Well, there's the ridiculous tuition to start with, but even if I had $50 Grand a year to throw into the tuition pot, I would consider it money ill-spent, thanks to wonderful little stories like this:
In its latest exhibition of anti-Americanism, the faculty at Brown University voted to rename the “Columbus Day” “Fall Weekend.” Rather lacking in poetry, “Fall Weekend,” but from the perspective of the tenured elite that anodyne moniker has the advantage of ideological neutrality. “Fall Weekend” does not commemorate a European explorer. It therefore does not honor the memory of the settlement and cultivation of the American continent and, by implication, withholds approbation of the ultimate fruit of that settling and cultivation: the founding of the United States. As Fox News reported, the Brown faculty acted in response to the clamoring of students, hundreds of whom had petitioned the university “to stop observing Columbus Day, saying Christopher Columbus’s violent treatment of Native Americans he encountered was inconsistent with Brown’s values.”

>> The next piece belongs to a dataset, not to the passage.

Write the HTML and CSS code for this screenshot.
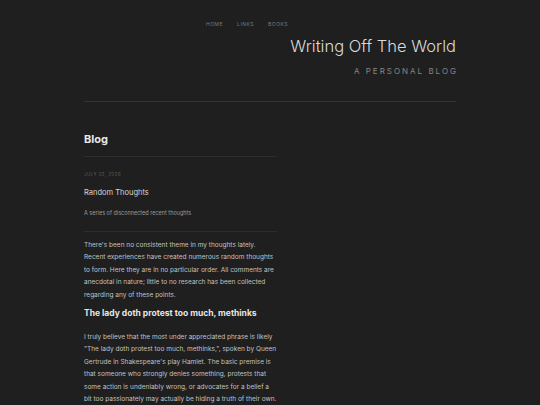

The story comes to us courtesy of author Roger Kimball, who goes on to note:
Whatever barbarities European explorers visited upon the indigenous populations of the Americas pale in comparison with the barbarities the natives visited upon others. Moreover, the European settlers have this large achievement in the credit column of their moral reckoning: they brought civilization, spiritual as well as material, to the various backward populations they subdued. They also joined together to create a society that grew into the richest, mightiest, and freest country in the history of the world. I mean the United States of America. No, it is not perfect. But it remains, as Lincoln put it, “the last best hope of earth.” Recognizing that, of course, is really what is “inconsistent with Brown’s values.”
Couldn't have said it any better myself.